Dataset section:
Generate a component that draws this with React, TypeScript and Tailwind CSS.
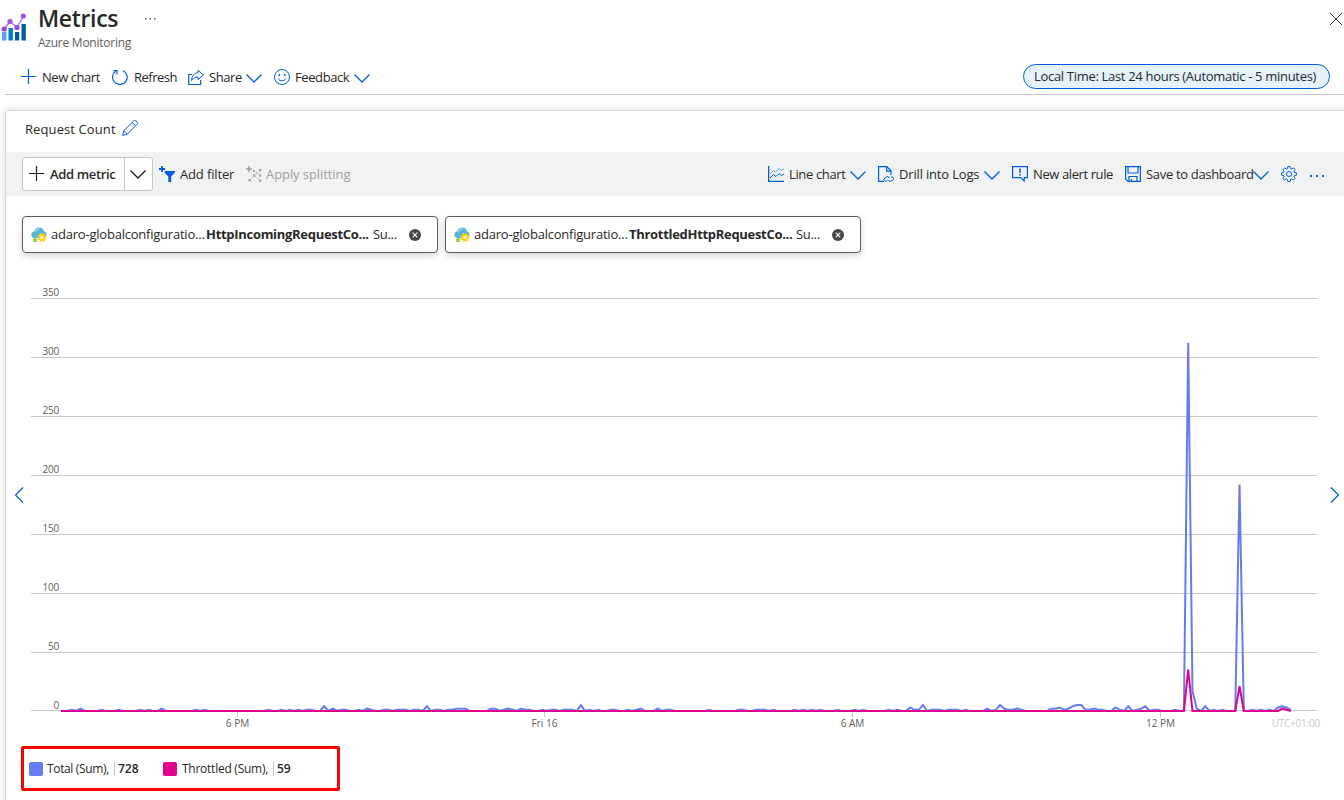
import type { ReactNode } from 'react';

const BLUE = '#015cda';

// Sparse samples: [index, value], every index that is left out is zero
const TOTAL_SAMPLES: [number, number][] = [
  [2, 1], [4, 2], [9, 1], [13, 1], [18, 1], [20, 1], [23, 2], [31, 1], [33, 1], [48, 1], [51, 1], [53, 1], [55, 1],
  [57, 1], [58, 1], [61, 4], [63, 2], [65, 1], [66, 1], [69, 1], [71, 2], [72, 1], [75, 1], [76, 1], [78, 1], [79, 1],
  [80, 1], [82, 1], [83, 1], [85, 4], [87, 1], [88, 1], [90, 1], [91, 1], [92, 2], [93, 2], [94, 2], [100, 2], [101, 2],
  [103, 1], [104, 2], [105, 1], [107, 2], [108, 1], [109, 1], [112, 1], [114, 1], [115, 1], [117, 1], [118, 1], [119, 1],
  [121, 5], [123, 1], [125, 1], [128, 1], [129, 1], [132, 1], [134, 1], [135, 2], [139, 2], [141, 1], [142, 1],
  [151, 1], [158, 1], [159, 1], [162, 1], [163, 1], [164, 1], [166, 1], [171, 1], [173, 1], [175, 1], [177, 1],
  [181, 1], [185, 1], [187, 1], [193, 1], [195, 1], [198, 3], [199, 1], [200, 1], [201, 5], [203, 1], [204, 1],
  [205, 1], [207, 1], [208, 1], [209, 1], [211, 1], [216, 2], [218, 1], [219, 5], [220, 2], [221, 1], [222, 1],
  [223, 2], [224, 1], [231, 2], [232, 2], [233, 3], [234, 1], [235, 2], [236, 4], [237, 5], [238, 5], [239, 1],
  [240, 1], [241, 2], [242, 1], [243, 1], [246, 3], [247, 1], [249, 4], [251, 1], [252, 2], [253, 4], [255, 1],
  [256, 1], [260, 1], [263, 312], [264, 17], [265, 2], [267, 4], [269, 1], [271, 1], [275, 192], [278, 1], [280, 1],
  [282, 1], [284, 3], [285, 4], [286, 3], [287, 1],
];

const THROTTLED_SAMPLES: [number, number][] = [[263, 35], [275, 21], [285, 2], [286, 1]];

const Y_TICKS = [350, 300, 250, 200, 150, 100, 50, 0];
const X_TICKS = [
  { x: 237, label: '6 PM' },
  { x: 544, label: 'Fri 16' },
  { x: 852, label: '6 AM' },
  { x: 1160, label: '12 PM' },
];

const BASE_Y = 431;

function linePoints(samples: [number, number][]) {
  const values = new Array(288).fill(0);
  samples.forEach(([i, v]) => { values[i] = v; });
  return `61,${BASE_Y} ` + values
    .map((v, i) => `${(63.35 + i * 4.277).toFixed(2)},${(BASE_Y - v * 1.18).toFixed(2)}`)
    .join(' ');
}

function Chevron({ className = '', color = BLUE }: { className?: string; color?: string }) {
  return (
    <svg width="16" height="16" viewBox="0 0 16 16" fill="none" stroke={color} strokeWidth="1.250" className={`shrink-0 ${className}`}>
      <path d="M0.500 4.500 8 12l7.500-7.500" />
    </svg>
  );
}

function Icon({ children, className = '', color = BLUE }: { children: ReactNode; className?: string; color?: string }) {
  return (
    <svg width="16" height="16" viewBox="0 0 16 16" fill="none" stroke={color} strokeWidth="1" className={`shrink-0 ${className}`}>
      {children}
    </svg>
  );
}

// Text with a fixed advance, so that the toolbar items keep their places
function Label({ children, className }: { children: ReactNode; className: string }) {
  return <span className={`shrink-0 whitespace-nowrap ${className}`}>{children}</span>;
}

function MetricsLogo() {
  return (
    <svg width="26" height="28" viewBox="0 0 26 28" className="shrink-0">
      <rect x="2" y="19" width="4.500" height="8.500" fill="#5ea0ef" />
      <rect x="8.500" y="15" width="4.400" height="12.500" fill="#0078d4" />
      <rect x="15" y="19" width="4.200" height="8.500" fill="#005ba1" />
      <rect x="21.500" y="11" width="4.300" height="16.500" fill="#005ba1" />
      <path d="M4.200 16 10 8.500l7 6L23.500 3" fill="none" stroke="#b77af4" strokeWidth="1.500" />
      <circle cx="4.200" cy="16" r="2.600" fill="#8a4bdc" />
      <circle cx="10" cy="8.500" r="2.600" fill="#9b57e8" />
      <circle cx="17" cy="14.500" r="2.600" fill="#8a4bdc" />
      <circle cx="23.300" cy="3" r="2.600" fill="#9b57e8" />
    </svg>
  );
}

function ResourceIcon() {
  return (
    <svg width="16" height="16" viewBox="0 0 16 16" className="shrink-0">
      <path d="M3.200 11A3.300 3.300 0 0 1 3 4.500C3.500 2.200 5.500.500 8 .500c2.600 0 4.500 1.600 5 3.800 1.500.4 2.500 1.700 2.500 3.200 0 2-1.500 3.500-3.500 3.500z" fill="#59b4d9" />
      <path d="M4 5C5 3 6.500 2 8.500 1.800" fill="none" stroke="#8cd0ea" strokeWidth="1.500" />
      <circle cx="10.900" cy="10.500" r="3.800" fill="none" stroke="#fcd116" strokeWidth="1.600" strokeDasharray="1.700 1.284" />
      <circle cx="10.900" cy="10.500" r="2.500" fill="#fff" stroke="#fcd116" strokeWidth="1.800" />
      <circle cx="4" cy="13.300" r="1.400" fill="#fff" stroke="#7fba00" strokeWidth="1.200" />
    </svg>
  );
}

function MetricPill({ metric }: { metric: string }) {
  return (
    <div className="flex h-[37px] w-[416px] items-center rounded-[4px] border border-[#5c5c5c] bg-white pl-2 text-[13px] shadow-[0_3px_7px_rgba(0,0,0,0.16)]">
      <ResourceIcon />
      <Label className="ml-1 w-[155px] tracking-[-0.22px]">adaro-globalconfiguratio...</Label>
      <Label className="w-[167px] font-bold tracking-[-0.3px]">{metric}</Label>
      <Label className="w-[36px] tracking-[-0.3px]">Su...</Label>
      <svg width="12" height="12" viewBox="0 0 12 12" className="shrink-0">
        <circle cx="6" cy="6" r="6" fill="#484644" />
        <path d="m3.700 3.700 4.600 4.600m0-4.600-4.600 4.600" stroke="#fff" strokeWidth="1.100" />
      </svg>
    </div>
  );
}

function Header() {
  return (
    <header className="flex h-[60px] justify-between">
      <div className="flex">
        <div className="w-[38px] pt-[13px]"><MetricsLogo /></div>
        <div>
          <div className="flex">
            <h1 className="h-[36px] w-[106px] text-[23px] leading-[36px] font-semibold tracking-[-0.35px]">Metrics</h1>
            <svg width="12" height="4" viewBox="0 0 12 4" className="mt-[17px]" fill="#605e5c">
              <rect x="1" y="1" width="1.500" height="1.500" />
              <rect x="5.500" y="1" width="1.500" height="1.500" />
              <rect x="10" y="1" width="1.500" height="1.500" />
            </svg>
          </div>
          <p className="text-[12px] leading-[14px] tracking-[-0.25px] text-[#605e5c]">Azure Monitoring</p>
        </div>
      </div>
      <svg width="15" height="14" viewBox="0 0 15 14" className="mt-3" stroke="#323130" strokeWidth="1">
        <path d="m1 1 12 12M13 1 1 13" />
      </svg>
    </header>
  );
}

function CommandBar() {
  return (
    <div className="ml-[5px] flex h-[35px] justify-between border-b border-[#c8c6c4] pl-4 text-[13px]">
      <div className="flex h-[34px] items-center">
        <Icon><path d="M7.500 0v15M0 7.500h15" strokeWidth="1.200" /></Icon>
        <Label className="mt-0.5 ml-[5px] w-[70px] tracking-[-0.45px]">New chart</Label>
        <Icon>
          <path d="M10.800 1.500A7.300 7.300 0 1 1 4 2" strokeWidth="1.200" />
          <path d="M1.300 1.500H5v3.700" strokeWidth="1.200" />
        </Icon>
        <Label className="mt-0.5 ml-[6px] w-[54px] tracking-[-0.5px]">Refresh</Label>
        <Icon>
          <path d="M4 5.500H.7v10h12v-4.500" strokeWidth="1.200" />
          <path d="M10 1.200 15.300 6 10 10.700V8C7 8 5 9 3.500 11.500 4 7 6 4 10 3.800z" />
        </Icon>
        <Label className="mt-0.5 ml-[5px] w-[37px] tracking-[-0.4px]">Share</Label>
        <Chevron className="mt-0.5" />
        <Icon className="ml-3">
          <circle cx="8" cy="8" r="7.500" />
          <circle cx="5.300" cy="6" r="1" fill={BLUE} stroke="none" />
          <circle cx="10.700" cy="6" r="1" fill={BLUE} stroke="none" />
          <path d="M4 9.500c1.800 3 6.200 3 8 0" />
        </Icon>
        <Label className="mt-0.5 ml-[5px] w-[59px] tracking-[-0.4px]">Feedback</Label>
        <Chevron className="mt-0.5" />
      </div>
      <div className="mt-1 mr-[14px] flex h-[25px] w-[307px] items-center rounded-full border border-[#015cda] bg-[#e5f1fb] pl-[10px]">
        <Label className="tracking-[-0.31px]">Local Time: Last 24 hours (Automatic - 5 minutes)</Label>
      </div>
    </div>
  );
}

function ChartToolbar() {
  return (
    <div className="flex h-[44px] items-center bg-[#f1f3f2] pl-4 text-[13px]">
      <button className="flex h-[34px] w-[131px] shrink-0 items-center rounded-[3px] border border-[#c8c6c4] bg-white">
        <Icon className="ml-1.5" color="#1b1a19"><path d="M7.500 0v15M0 7.500h15" strokeWidth="1.200" /></Icon>
        <Label className="mt-0.5 ml-[5px] w-[74px] text-left font-semibold tracking-[-0.35px]">Add metric</Label>
        <span className="flex h-full items-center border-l border-[#c8c6c4] pl-[5px]"><Chevron color="#1b1a19" /></span>
      </button>
      <Icon className="ml-1.5">
        <path d="M3 0v6M0 3h6" strokeWidth="1.800" />
        <path d="M5.500 5h10.500v1.300l-3.800 4.200V16H9.300v-5.500L5.500 6.500z" fill={BLUE} stroke="none" />
      </Icon>
      <Label className="mt-0.5 ml-[5px] w-[66px] tracking-[-0.15px]">Add filter</Label>
      <Icon color="#a19f9d">
        <path d="M3 0v6M0 3h6" strokeWidth="1.500" />
        <path d="m4 14 4-4.500 6 5M8 9.500l5.500-5M8 5l6 4.500" strokeDasharray="1.300 1" />
        <g fill="#a19f9d" stroke="none">
          <rect x="7" y="4" width="2" height="2" /><rect x="13" y="3" width="2.300" height="2.300" />
          <rect x="7" y="8.500" width="2.200" height="2.200" /><rect x="2.500" y="13" width="2.300" height="2.300" />
          <rect x="13" y="8.500" width="2.200" height="2.200" /><rect x="13" y="13.500" width="2.300" height="2.300" />
        </g>
      </Icon>
      <Label className="mt-0.5 ml-1 tracking-[-0.08px] text-[#a19f9d]">Apply splitting</Label>

      <div className="mr-[24px] ml-auto flex items-center">
        <Icon>
          <path d="M.6 0v15.400H16" strokeWidth="1.300" />
          <path d="m2 8 3.500-3.500 2 1.500L11 2.500l2 2L16 3" stroke="#50b0e0" />
          <path d="m2 12 3.500-3.500L8 10.500l3-3 2.500 2L16 8" />
        </Icon>
        <Label className="mt-0.5 ml-[5px] w-[61px] tracking-[-0.35px]">Line chart</Label>
        <Chevron className="mt-0.5" />
        <Icon className="ml-3">
          <path d="M6 15.400H.6V.6h8.200l4.200 4.200V9M8.600.8v4.400H13" strokeWidth="1.200" />
          <path d="m9.500 14.300-.9.700a1.700 1.700 0 0 1-1.700-3l2-1.200a1.700 1.700 0 0 1 2.400 1.200M13 11.200l1-.2a1.700 1.700 0 0 1 .9 3.100l-2 1.100a1.700 1.700 0 0 1-2.400-1.200" />
        </Icon>
        <Label className="mt-0.5 ml-[5px] w-[85px] tracking-[-0.17px]">Drill into Logs</Label>
        <Chevron className="mt-0.5" />
        <Icon className="ml-3">
          <path d="M.6.600h14.800v11h-3.200v3.400L8.800 11.600H.6z" strokeWidth="1.200" />
          <path d="M8 2.500v4.500M8 8.200v1.600" strokeWidth="1.500" />
        </Icon>
        <Label className="mt-0.5 ml-[5px] w-[92px] tracking-[-0.4px]">New alert rule</Label>
        <Icon>
          <path d="M.6.600h14.800v14.800H3L.6 13zM3 .600v6.400h10V.600M4 15v-4.500h8V15M6.500 15v-2" strokeWidth="1.200" />
        </Icon>
        <Label className="mt-0.5 ml-[5px] w-[107px] tracking-[-0.32px]">Save to dashboard</Label>
        <Chevron className="mt-0.5" />
        <Icon className="ml-3">
          <path d="m6.800.600 2.400 0 .4 2 1.100.5 1.700-1.200 1.700 1.700-1.200 1.700.5 1.100 2 .4v2.400l-2 .4-.5 1.100 1.200 1.700-1.700 1.700-1.700-1.200-1.100.5-.4 2H6.800l-.4-2-1.100-.5-1.700 1.200-1.700-1.700 1.200-1.700-.5-1.100-2-.4V6.800l2-.4.5-1.100-1.200-1.700 1.700-1.700 1.700 1.200 1.100-.5z" />
          <circle cx="8" cy="8" r="2.500" />
        </Icon>
        <svg width="16" height="4" viewBox="0 0 16 4" className="mt-1 ml-3" fill={BLUE}>
          <rect x="1" y="1" width="2" height="2" /><rect x="7" y="1" width="2" height="2" /><rect x="13" y="1" width="2" height="2" />
        </svg>
      </div>
    </div>
  );
}

function Chart() {
  return (
    <svg width="1344" height="466" viewBox="0 0 1344 466" className="-ml-1.5 block shrink-0" fontSize="10" fill="#605e5c">
      {Y_TICKS.map((tick) => {
        const y = tick === 0 ? 430.5 : 18.5 + (350 - tick) * 1.18;
        return (
          <g key={tick}>
            <path d={`M31 ${Math.floor(y) + 0.5}H1317`} stroke="#c8c8c8" />
            <text x="59" y={tick === 0 ? 429 : Math.floor(y) - 2} textAnchor="end" letterSpacing="-0.200">{tick}</text>
          </g>
        );
      })}
      {X_TICKS.map(({ x, label }) => (
        <g key={label}>
          <path d={`M${x + 0.5} 431v6`} stroke="#c8c8c8" />
          <text x={x + 0.5} y="447" textAnchor="middle">{label}</text>
        </g>
      ))}
      <text x="1320" y="447" textAnchor="end" fill="#c8c8c8" letterSpacing="-0.220">UTC+01:00</text>
      <polyline points={linePoints(TOTAL_SAMPLES)} fill="none" stroke="#637cef" strokeWidth="2" />
      <polyline points={linePoints(THROTTLED_SAMPLES)} fill="none" stroke="#e3008c" strokeWidth="2" />
      <path d="m23 207.500-7.500 7.500 7.500 7.500" fill="none" stroke={BLUE} strokeWidth="1.200" />
      <path d="m1331 207.500 7.500 7.500-7.500 7.500" fill="none" stroke={BLUE} strokeWidth="1.200" />
    </svg>
  );
}

function Legend() {
  return (
    <div className="ml-[15px] flex h-[45px] w-[319px] items-center rounded-[2px] border-[3px] border-[#ff0000] pl-[5px] text-[12px]">
      <span className="size-[14px] rounded-[2px] bg-[#637cef]" />
      <Label className="ml-[4px] w-[67px] tracking-[-0.35px]">Total (Sum),</Label>
      <Label className="w-[49px] border-l border-[#c8c6c4] pl-[3px] leading-[14px] font-semibold">728</Label>
      <span className="size-[14px] rounded-[2px] bg-[#e3008c]" />
      <Label className="ml-[5px] w-[91px] tracking-[-0.25px]">Throttled (Sum),</Label>
      <Label className="border-l border-[#c8c6c4] pl-[3px] leading-[14px] font-semibold">59</Label>
    </div>
  );
}

export default function App() {
  return (
    <div className="h-[800px] w-[1344px] overflow-hidden bg-white font-['Open_Sans','Noto_Sans',sans-serif] text-[#292827]">
      <Header />
      <CommandBar />
      <main className="mt-[15px] ml-[5px] h-[700px] w-[1345px] rounded-[3px] border border-[#d6d6d6] bg-white shadow-[0_0_8px_rgba(0,0,0,0.16)]">
        <div className="flex h-[41px] items-center pb-1 pl-[19px] text-[13px]">
          <Label className="w-[97px] tracking-[0.1px]">Request Count</Label>
          <Icon className="mb-1">
            <path d="m.6 15.400 1.200-4.700L11.700.900c.7-.6 1.600-.5 2.300.1l1 1c.6.700.6 1.600 0 2.300L5.300 14.200zM10.300 2.500l3.200 3.200M1.800 10.700l3.500 3.500" />
          </Icon>
        </div>
        <ChartToolbar />
        <div className="mt-5 ml-4 flex gap-[7px]">
          <MetricPill metric="HttpIncomingRequestCo..." />
          <MetricPill metric="ThrottledHttpRequestCo..." />
        </div>
        <div className="mt-[27px] h-[466px] overflow-hidden"><Chart /></div>
        <Legend />
      </main>
    </div>
  );
}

Required task:
Report how many lines contain "that". Give nothing but the number.

The answer:
3